A millionaire property magnate is said to be “distraught” at having to sell his £42 million country estate in order to meet his wife’s divorce settlement.
65 year-old Maurice Robson inherited Kiddington Hall in Oxfordshire – as well as a 17th-century castle in
Scotland
– from his father, Sir Lawrence Robson, in 1982, who had bought the stately home for £115,000 in 1950.
The estate was built in 1673 and comes complete with the
village
of
Nester Kiddington
and 39 properties alongside the hall itself, including 18 houses, numerous farm buildings and a 6,000 sq ft office block. Stables, tennis courts and a swimming pool can also be found in the ground.

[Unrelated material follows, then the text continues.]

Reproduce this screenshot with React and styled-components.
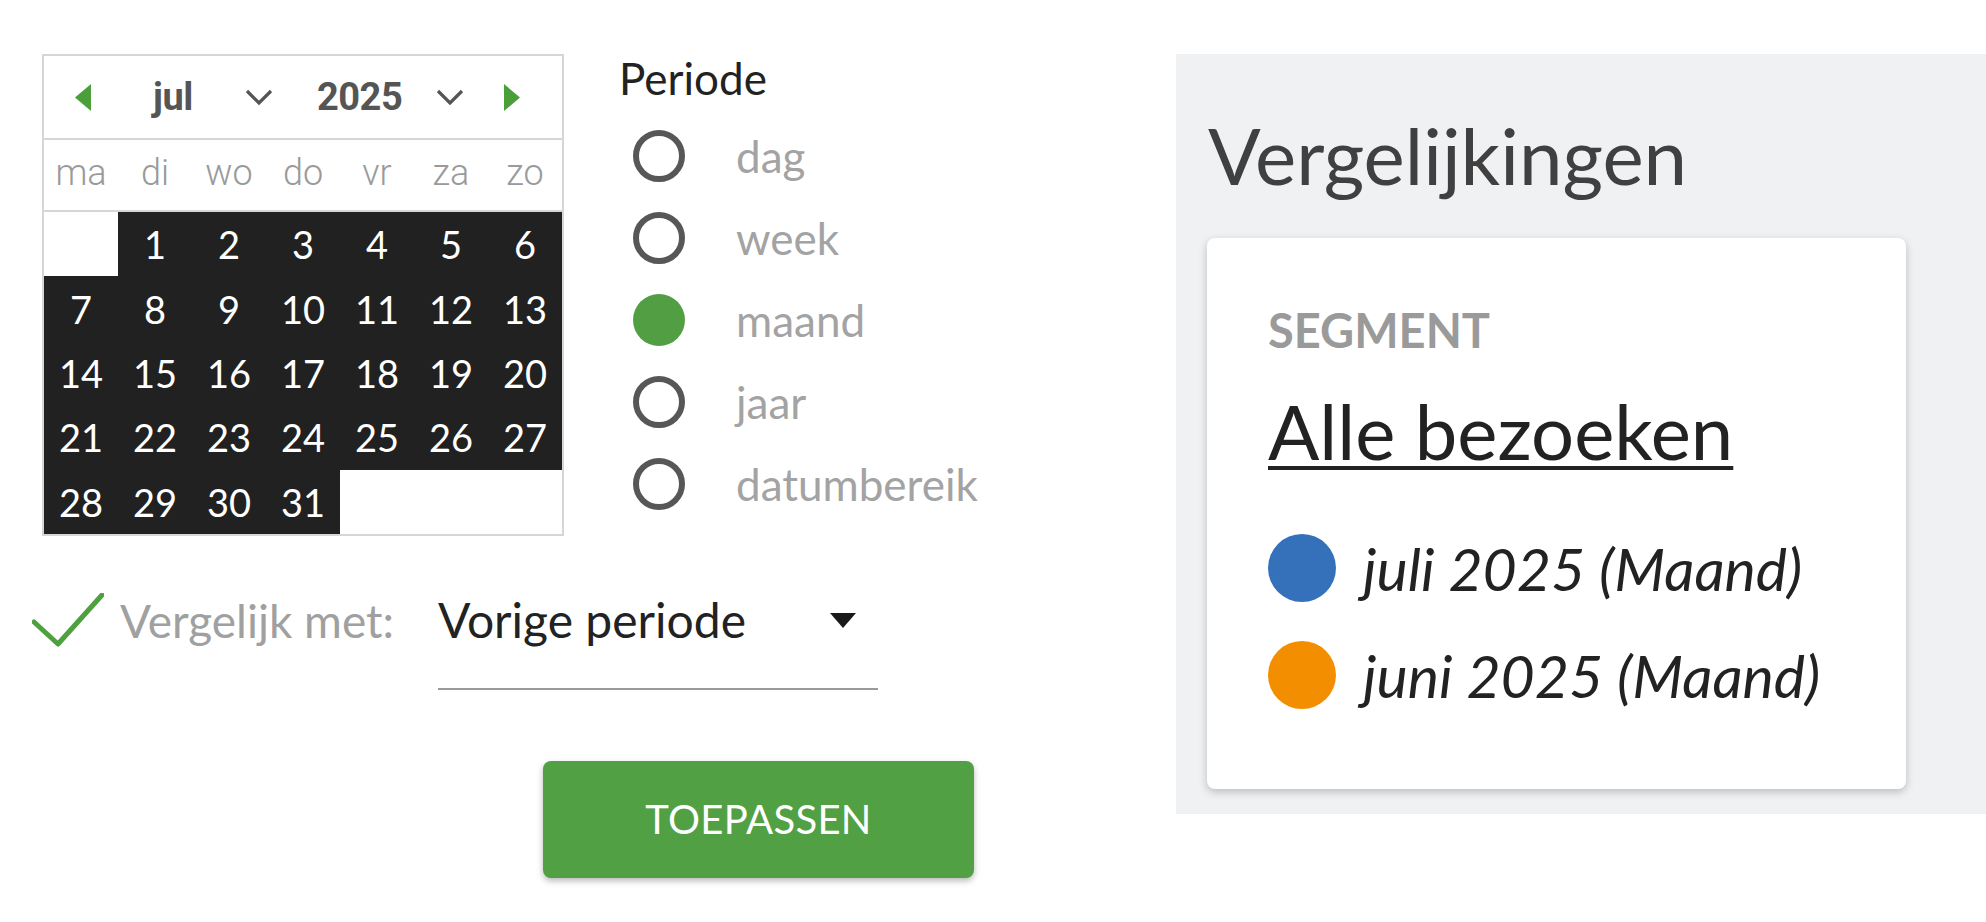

The owner, described as “eccentric” by neighbours, has declined to comment on the sale of the house or his divorce from his wife of 24 years, Chloe Robson.
Last week, she spoke out, saying: “My husband would like to paint the picture that we are selling the property because of the divorce. It would have been sold anyway because it is not financially viable.”
Although the estate generates a steady annual income of £437,000, a friend of the owner told The Times newspaper that “he has probably run out of cash.”
Kiddington Hall is reportedly the most expensive country home to be put on the open market for five years. In 2004, the Easton Neston estate in Northamptonshire went on sale for £50 million, but failed to attract a buyer and subsequently had to be split up and sold off separately.